Find the string "components" in the listing and report every line that has it.

* begin Provided data *

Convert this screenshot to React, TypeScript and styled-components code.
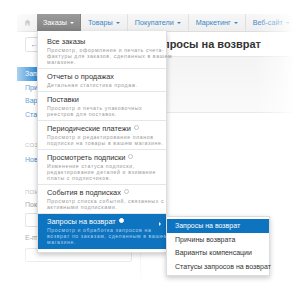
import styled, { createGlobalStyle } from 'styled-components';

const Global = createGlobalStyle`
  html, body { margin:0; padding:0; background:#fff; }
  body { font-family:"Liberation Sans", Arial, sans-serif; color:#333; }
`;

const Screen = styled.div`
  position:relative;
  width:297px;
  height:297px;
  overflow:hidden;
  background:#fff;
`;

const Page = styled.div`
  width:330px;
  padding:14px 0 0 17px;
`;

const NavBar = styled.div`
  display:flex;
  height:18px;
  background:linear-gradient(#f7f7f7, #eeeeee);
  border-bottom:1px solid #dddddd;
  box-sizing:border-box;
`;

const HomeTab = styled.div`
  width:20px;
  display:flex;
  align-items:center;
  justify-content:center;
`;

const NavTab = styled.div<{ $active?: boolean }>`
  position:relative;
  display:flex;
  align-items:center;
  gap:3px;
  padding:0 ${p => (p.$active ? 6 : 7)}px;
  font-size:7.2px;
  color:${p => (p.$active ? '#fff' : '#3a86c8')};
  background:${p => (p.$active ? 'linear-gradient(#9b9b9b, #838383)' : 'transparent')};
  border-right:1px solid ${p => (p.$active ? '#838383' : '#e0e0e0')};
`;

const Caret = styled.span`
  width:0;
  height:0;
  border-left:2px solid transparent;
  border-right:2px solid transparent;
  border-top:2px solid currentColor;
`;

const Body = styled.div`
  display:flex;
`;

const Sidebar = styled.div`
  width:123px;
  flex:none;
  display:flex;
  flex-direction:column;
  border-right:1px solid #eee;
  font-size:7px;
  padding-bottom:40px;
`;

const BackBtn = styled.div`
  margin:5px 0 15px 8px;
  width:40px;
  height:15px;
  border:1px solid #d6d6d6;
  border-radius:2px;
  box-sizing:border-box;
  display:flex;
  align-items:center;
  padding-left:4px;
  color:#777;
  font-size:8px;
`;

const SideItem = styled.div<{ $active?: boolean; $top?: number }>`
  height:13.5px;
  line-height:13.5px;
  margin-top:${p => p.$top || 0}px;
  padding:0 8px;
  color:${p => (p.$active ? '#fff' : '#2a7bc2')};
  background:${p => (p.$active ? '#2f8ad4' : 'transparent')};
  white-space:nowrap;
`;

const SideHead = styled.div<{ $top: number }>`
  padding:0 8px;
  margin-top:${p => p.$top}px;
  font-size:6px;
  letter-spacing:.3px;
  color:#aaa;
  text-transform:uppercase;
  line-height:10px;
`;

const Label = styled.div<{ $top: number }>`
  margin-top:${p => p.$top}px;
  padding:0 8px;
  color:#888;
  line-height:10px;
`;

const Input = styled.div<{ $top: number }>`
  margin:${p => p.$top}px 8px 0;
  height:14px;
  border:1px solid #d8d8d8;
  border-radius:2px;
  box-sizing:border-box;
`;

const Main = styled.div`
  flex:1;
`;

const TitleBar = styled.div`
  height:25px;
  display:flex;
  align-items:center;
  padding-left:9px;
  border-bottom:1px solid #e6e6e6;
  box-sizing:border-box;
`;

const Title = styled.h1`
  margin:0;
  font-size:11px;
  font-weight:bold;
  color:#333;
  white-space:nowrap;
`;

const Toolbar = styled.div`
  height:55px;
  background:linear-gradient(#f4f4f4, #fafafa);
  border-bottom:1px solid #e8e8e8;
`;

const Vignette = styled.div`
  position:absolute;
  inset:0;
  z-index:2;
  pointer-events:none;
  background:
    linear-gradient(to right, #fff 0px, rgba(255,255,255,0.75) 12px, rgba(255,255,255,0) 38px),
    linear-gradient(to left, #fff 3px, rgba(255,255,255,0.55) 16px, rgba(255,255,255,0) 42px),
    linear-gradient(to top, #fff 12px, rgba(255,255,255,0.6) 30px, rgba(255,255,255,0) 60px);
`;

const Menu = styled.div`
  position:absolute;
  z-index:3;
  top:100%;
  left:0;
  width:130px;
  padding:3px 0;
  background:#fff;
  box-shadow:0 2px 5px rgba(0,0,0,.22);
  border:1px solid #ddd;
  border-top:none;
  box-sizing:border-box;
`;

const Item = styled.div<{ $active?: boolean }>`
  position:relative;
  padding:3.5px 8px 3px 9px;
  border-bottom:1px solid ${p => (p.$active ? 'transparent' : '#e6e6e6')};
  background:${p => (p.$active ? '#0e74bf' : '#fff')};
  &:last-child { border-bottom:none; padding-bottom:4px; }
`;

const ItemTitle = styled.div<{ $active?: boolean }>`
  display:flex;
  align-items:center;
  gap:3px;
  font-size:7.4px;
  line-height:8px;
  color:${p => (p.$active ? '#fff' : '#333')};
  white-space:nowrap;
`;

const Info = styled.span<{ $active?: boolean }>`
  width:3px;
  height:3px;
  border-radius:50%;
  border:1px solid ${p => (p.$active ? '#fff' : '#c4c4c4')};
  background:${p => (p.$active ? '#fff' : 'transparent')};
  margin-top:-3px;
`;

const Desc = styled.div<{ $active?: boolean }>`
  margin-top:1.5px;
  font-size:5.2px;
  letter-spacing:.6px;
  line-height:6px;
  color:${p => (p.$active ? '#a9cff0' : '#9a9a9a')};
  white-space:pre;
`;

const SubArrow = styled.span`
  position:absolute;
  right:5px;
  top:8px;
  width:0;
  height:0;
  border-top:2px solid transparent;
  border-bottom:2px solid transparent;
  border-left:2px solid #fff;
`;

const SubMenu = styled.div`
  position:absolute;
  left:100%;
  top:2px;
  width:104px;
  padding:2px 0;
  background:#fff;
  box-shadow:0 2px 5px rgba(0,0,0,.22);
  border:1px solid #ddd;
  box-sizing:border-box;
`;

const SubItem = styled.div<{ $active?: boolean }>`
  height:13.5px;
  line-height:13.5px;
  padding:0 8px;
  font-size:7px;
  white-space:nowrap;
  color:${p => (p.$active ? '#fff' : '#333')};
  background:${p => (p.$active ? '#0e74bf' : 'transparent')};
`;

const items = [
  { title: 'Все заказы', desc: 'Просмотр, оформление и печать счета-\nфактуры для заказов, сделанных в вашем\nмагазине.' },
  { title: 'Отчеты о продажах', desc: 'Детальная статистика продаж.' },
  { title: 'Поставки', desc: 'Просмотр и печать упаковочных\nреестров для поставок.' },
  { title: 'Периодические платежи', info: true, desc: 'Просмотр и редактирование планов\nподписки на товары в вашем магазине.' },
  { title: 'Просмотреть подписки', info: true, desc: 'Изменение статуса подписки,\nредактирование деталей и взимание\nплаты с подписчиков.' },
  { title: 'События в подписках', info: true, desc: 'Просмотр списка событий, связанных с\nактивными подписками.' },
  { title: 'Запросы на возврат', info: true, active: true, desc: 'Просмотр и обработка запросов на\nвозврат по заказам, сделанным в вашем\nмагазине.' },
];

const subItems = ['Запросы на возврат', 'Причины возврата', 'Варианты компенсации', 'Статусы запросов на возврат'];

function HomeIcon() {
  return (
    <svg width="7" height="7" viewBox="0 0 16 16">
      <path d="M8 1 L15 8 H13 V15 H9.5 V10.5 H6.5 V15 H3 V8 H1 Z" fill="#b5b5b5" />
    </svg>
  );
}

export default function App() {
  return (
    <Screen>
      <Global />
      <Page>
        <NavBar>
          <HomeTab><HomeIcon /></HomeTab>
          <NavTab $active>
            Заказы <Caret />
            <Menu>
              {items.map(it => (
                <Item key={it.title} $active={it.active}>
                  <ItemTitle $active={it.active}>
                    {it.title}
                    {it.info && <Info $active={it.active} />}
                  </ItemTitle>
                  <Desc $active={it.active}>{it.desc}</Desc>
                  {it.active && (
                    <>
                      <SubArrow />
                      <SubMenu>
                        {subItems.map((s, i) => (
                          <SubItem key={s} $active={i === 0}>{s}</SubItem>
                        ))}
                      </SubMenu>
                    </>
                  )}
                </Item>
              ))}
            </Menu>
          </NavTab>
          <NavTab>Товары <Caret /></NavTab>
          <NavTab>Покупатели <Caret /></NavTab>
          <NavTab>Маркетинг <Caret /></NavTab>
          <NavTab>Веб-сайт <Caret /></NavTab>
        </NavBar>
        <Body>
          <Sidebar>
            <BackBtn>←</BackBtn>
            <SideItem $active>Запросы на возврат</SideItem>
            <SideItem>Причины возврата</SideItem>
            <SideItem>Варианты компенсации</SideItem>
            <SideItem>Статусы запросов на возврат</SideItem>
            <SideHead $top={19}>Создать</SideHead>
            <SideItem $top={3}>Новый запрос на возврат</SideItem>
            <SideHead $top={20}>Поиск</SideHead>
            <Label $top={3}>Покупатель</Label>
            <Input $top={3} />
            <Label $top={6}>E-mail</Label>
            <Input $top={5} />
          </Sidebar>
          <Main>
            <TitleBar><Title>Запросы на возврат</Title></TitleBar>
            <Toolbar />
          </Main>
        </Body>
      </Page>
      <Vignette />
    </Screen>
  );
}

* end Provided data *

Reply –
Convert this screenshot to React, TypeScript and styled-components code.
import styled, { createGlobalStyle } from 'styled-components';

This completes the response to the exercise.